## Exercise
Please retype the data in full and exactly; the pictures are not part of the copy.

— begin Data section —

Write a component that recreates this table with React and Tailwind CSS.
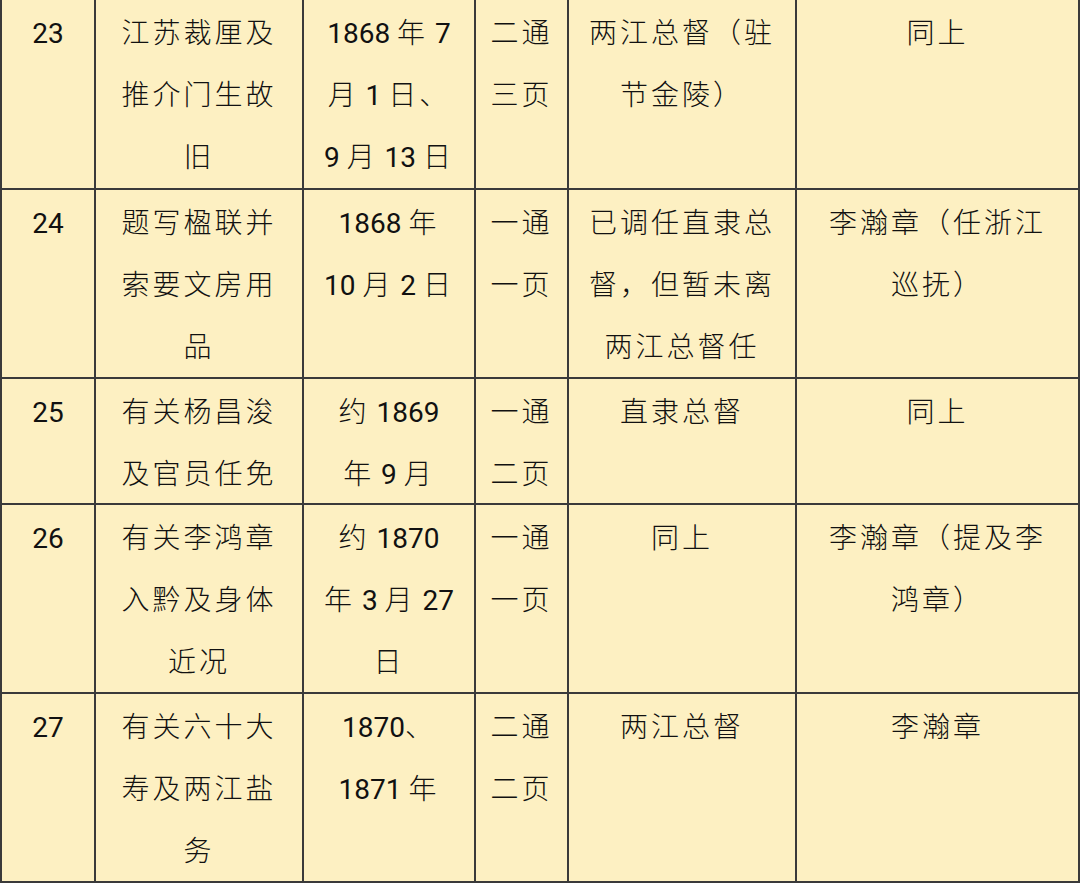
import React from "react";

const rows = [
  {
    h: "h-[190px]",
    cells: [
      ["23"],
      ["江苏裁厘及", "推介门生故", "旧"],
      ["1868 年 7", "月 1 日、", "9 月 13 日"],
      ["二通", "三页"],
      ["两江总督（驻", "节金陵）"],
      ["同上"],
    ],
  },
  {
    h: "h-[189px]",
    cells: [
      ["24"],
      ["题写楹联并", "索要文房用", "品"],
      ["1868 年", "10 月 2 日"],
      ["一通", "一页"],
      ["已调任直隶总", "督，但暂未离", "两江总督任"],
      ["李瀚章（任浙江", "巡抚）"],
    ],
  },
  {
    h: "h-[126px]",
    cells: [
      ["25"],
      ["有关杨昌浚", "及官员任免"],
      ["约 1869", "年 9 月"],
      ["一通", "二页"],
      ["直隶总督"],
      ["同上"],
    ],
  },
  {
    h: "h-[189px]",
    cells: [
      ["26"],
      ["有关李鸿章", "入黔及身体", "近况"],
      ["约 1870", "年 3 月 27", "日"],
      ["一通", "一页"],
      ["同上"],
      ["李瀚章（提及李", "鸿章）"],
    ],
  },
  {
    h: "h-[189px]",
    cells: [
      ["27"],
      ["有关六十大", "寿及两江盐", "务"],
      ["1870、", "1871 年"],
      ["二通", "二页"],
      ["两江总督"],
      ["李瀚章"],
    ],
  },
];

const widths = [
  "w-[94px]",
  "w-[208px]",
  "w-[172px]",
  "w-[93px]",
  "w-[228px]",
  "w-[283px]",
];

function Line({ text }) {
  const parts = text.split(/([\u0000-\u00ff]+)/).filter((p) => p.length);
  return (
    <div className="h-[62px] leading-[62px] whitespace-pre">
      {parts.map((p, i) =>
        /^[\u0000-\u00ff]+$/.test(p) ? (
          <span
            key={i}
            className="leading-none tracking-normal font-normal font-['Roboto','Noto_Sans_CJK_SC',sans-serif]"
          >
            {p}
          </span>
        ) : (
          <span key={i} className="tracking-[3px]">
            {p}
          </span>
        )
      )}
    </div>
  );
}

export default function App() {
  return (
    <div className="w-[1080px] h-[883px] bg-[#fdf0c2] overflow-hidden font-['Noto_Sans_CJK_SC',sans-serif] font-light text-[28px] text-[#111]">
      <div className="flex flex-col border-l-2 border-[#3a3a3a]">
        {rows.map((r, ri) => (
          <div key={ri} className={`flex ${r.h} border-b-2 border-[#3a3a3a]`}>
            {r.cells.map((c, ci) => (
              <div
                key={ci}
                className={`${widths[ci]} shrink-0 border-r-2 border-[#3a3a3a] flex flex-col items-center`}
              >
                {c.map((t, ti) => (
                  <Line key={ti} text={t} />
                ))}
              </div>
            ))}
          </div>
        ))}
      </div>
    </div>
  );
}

— end Data section —

## Task output
Write a component that recreates this table with React and Tailwind CSS.
import React from "react";

const rows = [
  {
    h: "h-[190px]",
    cells: [
      ["23"],
      ["江苏裁厘及", "推介门生故", "旧"],
      ["1868 年 7", "月 1 日、", "9 月 13 日"],
      ["二通", "三页"],
      ["两江总督（驻", "节金陵）"],
      ["同上"],
    ],
  },
  {
    h: "h-[189px]",
    cells: [
      ["24"],
      ["题写楹联并", "索要文房用", "品"],
      ["1868 年", "10 月 2 日"],
      ["一通", "一页"],
      ["已调任直隶总", "督，但暂未离", "两江总督任"],
      ["李瀚章（任浙江", "巡抚）"],
    ],
  },
  {
    h: "h-[126px]",
    cells: [
      ["25"],
      ["有关杨昌浚", "及官员任免"],
      ["约 1869", "年 9 月"],
      ["一通", "二页"],
      ["直隶总督"],
      ["同上"],
    ],
  },
  {
    h: "h-[189px]",
    cells: [
      ["26"],
      ["有关李鸿章", "入黔及身体", "近况"],
      ["约 1870", "年 3 月 27", "日"],
      ["一通", "一页"],
      ["同上"],
      ["李瀚章（提及李", "鸿章）"],
    ],
  },
  {
    h: "h-[189px]",
    cells: [
      ["27"],
      ["有关六十大", "寿及两江盐", "务"],
      ["1870、", "1871 年"],
      ["二通", "二页"],
      ["两江总督"],
      ["李瀚章"],
    ],
  },
];

const widths = [
  "w-[94px]",
  "w-[208px]",
  "w-[172px]",
  "w-[93px]",
  "w-[228px]",
  "w-[283px]",
];

function Line({ text }) {
  const parts = text.split(/([\u0000-\u00ff]+)/).filter((p) => p.length);
  return (
    <div className="h-[62px] leading-[62px] whitespace-pre">
      {parts.map((p, i) =>
        /^[\u0000-\u00ff]+$/.test(p) ? (
          <span
            key={i}
            className="leading-none tracking-normal font-normal font-['Roboto','Noto_Sans_CJK_SC',sans-serif]"
          >
            {p}
          </span>
        ) : (
          <span key={i} className="tracking-[3px]">
            {p}
          </span>
        )
      )}
    </div>
  );
}

export default function App() {
  return (
    <div className="w-[1080px] h-[883px] bg-[#fdf0c2] overflow-hidden font-['Noto_Sans_CJK_SC',sans-serif] font-light text-[28px] text-[#111]">
      <div className="flex flex-col border-l-2 border-[#3a3a3a]">
        {rows.map((r, ri) => (
          <div key={ri} className={`flex ${r.h} border-b-2 border-[#3a3a3a]`}>
            {r.cells.map((c, ci) => (
              <div
                key={ci}
                className={`${widths[ci]} shrink-0 border-r-2 border-[#3a3a3a] flex flex-col items-center`}
              >
                {c.map((t, ti) => (
                  <Line key={ti} text={t} />
                ))}
              </div>
            ))}
          </div>
        ))}
      </div>
    </div>
  );
}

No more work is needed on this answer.